PUBLIC MORTUARY. Bodies were deposited at the Mortuary during the year to the number of 334, upon applications as follows:—

1. At the request of the relatives of the deceased...
2. At the request of undertakers, mainly at the instance of the relieving officers117
3. At the request of the coroner (inquest cases):— Cases of sudden death118
Cases of violent death60
4. Brought in by the Police Found dead23178
Accident cases5
5. On laccount of death due to infectious disease...28
3
334

In 90 of the above cases post-mortem examinations were made under the coroner's warrant.

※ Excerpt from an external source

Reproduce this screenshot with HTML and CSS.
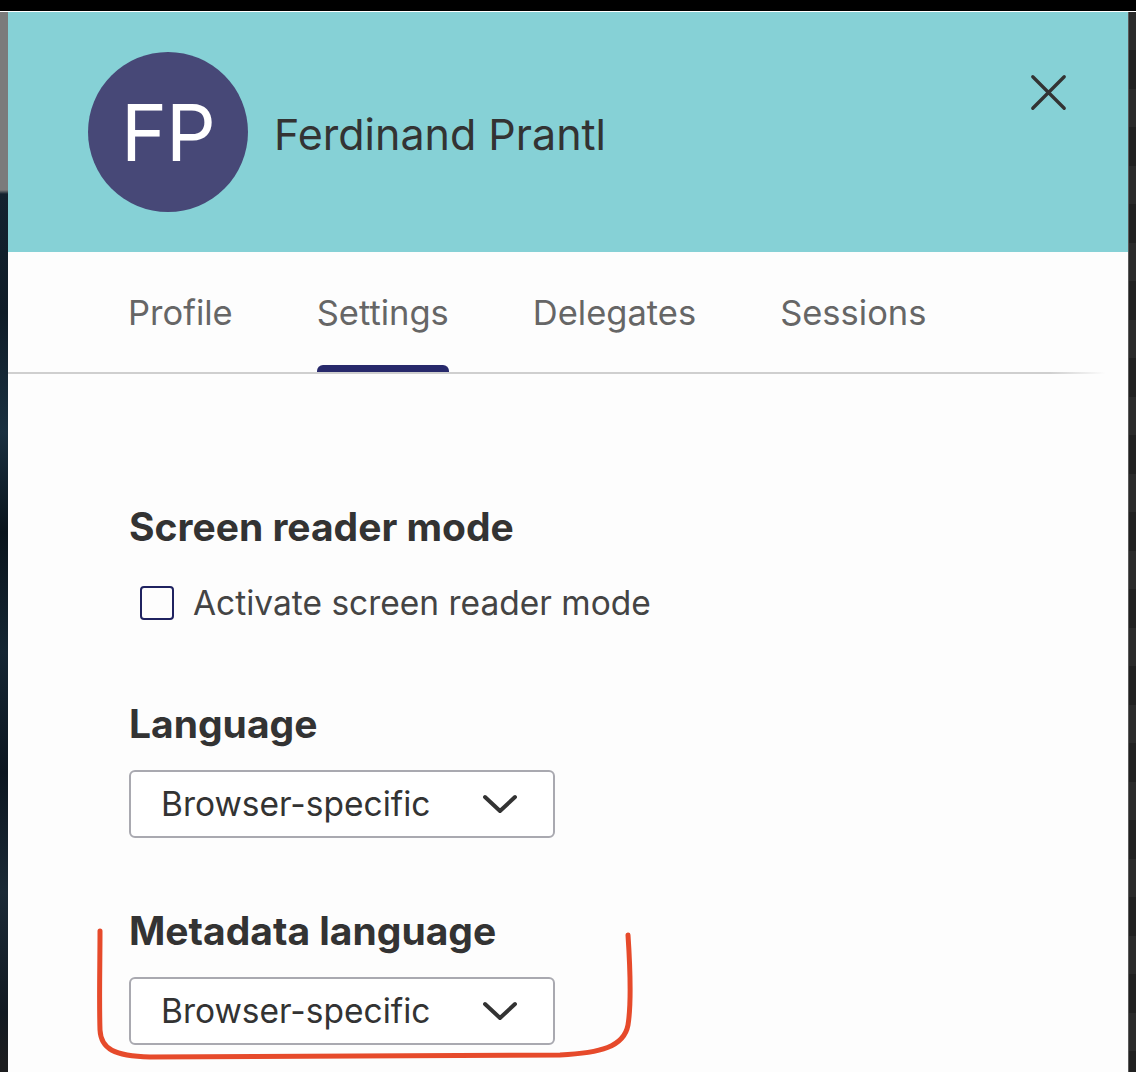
FILE: index.html
```html
<!DOCTYPE html>
<html>
<head>
	<meta charset="utf-8">
	<meta name="viewport" content="width=device-width">
	<title>User settings</title>
	<link rel="stylesheet" href="styles.css">
</head>
<body>
	<div class="topbar"></div>
	<div class="stage">
		<div class="edge edge-left"></div>
		<div class="panel">
			<header class="panel-head">
				<div class="avatar">FP</div>
				<div class="user-name">Ferdinand Prantl</div>
				<button class="close" aria-label="Close">
					<svg viewBox="0 0 40 40" width="40" height="40">
						<path d="M3 3 L37 37 M37 3 L3 37" stroke="#333" stroke-width="3.6" stroke-linecap="round" fill="none"/>
					</svg>
				</button>
			</header>
			<nav class="tabs">
				<a class="tab">Profile</a>
				<a class="tab active">Settings</a>
				<a class="tab">Delegates</a>
				<a class="tab">Sessions</a>
			</nav>
			<main class="settings">
				<section class="group">
					<h2>Screen reader mode</h2>
					<label class="check"><span class="box"></span>Activate screen reader mode</label>
				</section>
				<section class="group">
					<h2>Language</h2>
					<div class="select">
						<span>Browser-specific</span>
						<svg viewBox="0 0 36 20" width="36" height="20">
							<path d="M3 3 L18 17 L33 3" stroke="#333" stroke-width="4" stroke-linecap="round" stroke-linejoin="round" fill="none"/>
						</svg>
					</div>
				</section>
				<section class="group">
					<h2>Metadata language</h2>
					<div class="select">
						<span>Browser-specific</span>
						<svg viewBox="0 0 36 20" width="36" height="20">
							<path d="M3 3 L18 17 L33 3" stroke="#333" stroke-width="4" stroke-linecap="round" stroke-linejoin="round" fill="none"/>
						</svg>
					</div>
				</section>
			</main>
		</div>
		<div class="edge edge-right"></div>
	</div>
	<!-- hand-drawn markup around the metadata language field -->
	<svg class="annotation" viewBox="0 0 1136 1072" width="1136" height="1072">
		<path d="M100 931 C100 965 99 1000 100 1030 C101 1049 114 1056 150 1057 L560 1055 C600 1053 624 1047 628 1025 C632 1000 630 965 628 935" stroke="#e64a2b" stroke-width="5" stroke-linecap="round" fill="none"/>
	</svg>
</body>
</html>
```
FILE: styles.css
```css
html, body {
	margin: 0;
	height: 1072px;
	overflow: hidden;
}

body {
	position: relative;
	background: #000;
	font-family: Inter, "Liberation Sans", sans-serif;
	color: #333;
}

.topbar {
	height: 11px;
	background: #000;
	border-bottom: 1px solid #fff;
}

.stage {
	display: flex;
	height: 1060px;
}

.edge {
	width: 8px;
	flex: none;
}

.edge-left {
	background: linear-gradient(to bottom, #7b7b7b 0, #7b7b7b 178px, #13222f 182px, #0f1c27 300px, #1a3040 420px, #0a141c 520px, #152633 640px, #0c1620 760px, #1b2a36 880px, #121a22 1000px, #1c1d1f 1050px);
}

.edge-right {
	width: 7px;
	border-left: 1px solid #5a5a5a;
	background: repeating-linear-gradient(to bottom, #2b2b2b 0, #2b2b2b 38px, #212121 38px, #212121 77px);
}

.panel {
	flex: 1;
	display: flex;
	flex-direction: column;
	background: #fdfdfd;
}

.panel-head {
	flex: none;
	display: flex;
	align-items: center;
	height: 240px;
	padding: 0 56px 0 80px;
	background: #86d1d6;
}

.avatar {
	width: 160px;
	height: 160px;
	border-radius: 50%;
	background: #474877;
	color: #fff;
	display: flex;
	align-items: center;
	justify-content: center;
	font-size: 78px;
	letter-spacing: -1px;
}

.user-name {
	margin-left: 26px;
	font-size: 43px;
	padding-top: 4px;
}

.close {
	margin-left: auto;
	align-self: flex-start;
	margin-top: 56px;
	width: 48px;
	height: 48px;
	padding: 0;
	border: none;
	background: transparent;
	display: flex;
	align-items: center;
	justify-content: center;
}

.close svg {
	width: 37px;
	height: 37px;
}

.tabs {
	flex: none;
	display: flex;
	align-items: flex-end;
	gap: 84px;
	height: 120px;
	padding: 0 0 2px 120px;
	background: linear-gradient(to right, #cfcfcf 93%, rgba(207, 207, 207, 0) 98%) bottom / 100% 2px no-repeat;
}

.tab {
	display: flex;
	flex-direction: column;
	font-size: 34.5px;
	line-height: 40px;
	color: #666;
}

.tab::after {
	content: "";
	height: 7px;
	margin-top: 32px;
	border-radius: 6px 6px 0 0;
}

.tab.active::after {
	background: #27296b;
}

.settings {
	padding: 131px 0 0 121px;
}

.group {
	margin-bottom: 71px;
}

.group h2 {
	margin: 0;
	font-size: 39px;
	line-height: 44px;
	font-weight: 700;
	color: #333;
}

.check {
	display: flex;
	align-items: center;
	gap: 19px;
	margin-top: 34px;
	padding-left: 11px;
	padding-bottom: 8px;
	font-size: 33.5px;
	line-height: 40px;
	color: #444;
}

.box {
	width: 30px;
	height: 30px;
	border: 2px solid #1f2260;
	border-radius: 4px;
}

.select {
	display: flex;
	align-items: center;
	justify-content: space-between;
	box-sizing: border-box;
	width: 426px;
	height: 68px;
	margin-top: 24px;
	padding: 0 35px 0 30px;
	border: 2px solid #a9a9b0;
	border-radius: 6px;
	background: #fff;
	font-size: 33.5px;
	color: #333;
}

.annotation {
	position: absolute;
	left: 0;
	top: 0;
	pointer-events: none;
}
```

Coroners' Districts.—The districts of coroners do not in all cases correspond with the
municipal areas, and in certain parts of the borough bodies of persons, upon which it becomes
necessary to hold inquests, are removed to Paddington for the purpose. A communication was
addressed to the London County Council, in January, 1902, calling attention to the desirability of
steps being taken to secure the adjustment of boundaries of the coroners' districts, so that every
borough should be wholly situated in one of such districts. The matter remains in statu quo; but
it is to be presumed that the desired re-arrangement of the districts will be taken in hand ere long.
People sometimes complain of the improper detention at the homes of the poor, of the
bodies of deceased relatives, on the supposition that the Council possess power to remove bodies
to the public mortuary at will. What the law enables the Council to do is set out in the 89th
section of the Public Health (London) Act, 1891, which provides that—
" When either—
(a) The body of a person who has died of any infectious disease is retained in a room in
which persons live or sleep; or
(b) The body of a person who has died of any dangerous infectious disease is retained,
without the sanction of the medical officer of health, or any legally qualified medical
practitioner, for more than 48 hours, elsewhere than in a room not used at the time
as a dwelling place, sleeping place, or work-room; or
(e) Any dead body is retained in any house or room so as to endanger the health of the
inmates thereof, or of any adjoining or neighbouring house or building;
a justice may, on a certificate signed by a medical officer of health, or other legally qualified
medical practitioner, direct that the body be removed, at the cost of the sanitary authority,
to any available mortuary, and be buried within the time limited by the justice."
Many of the cases of improper deposit of dead bodies in living rooms, occur in connexion
with removals for private burial from the borough infirmary.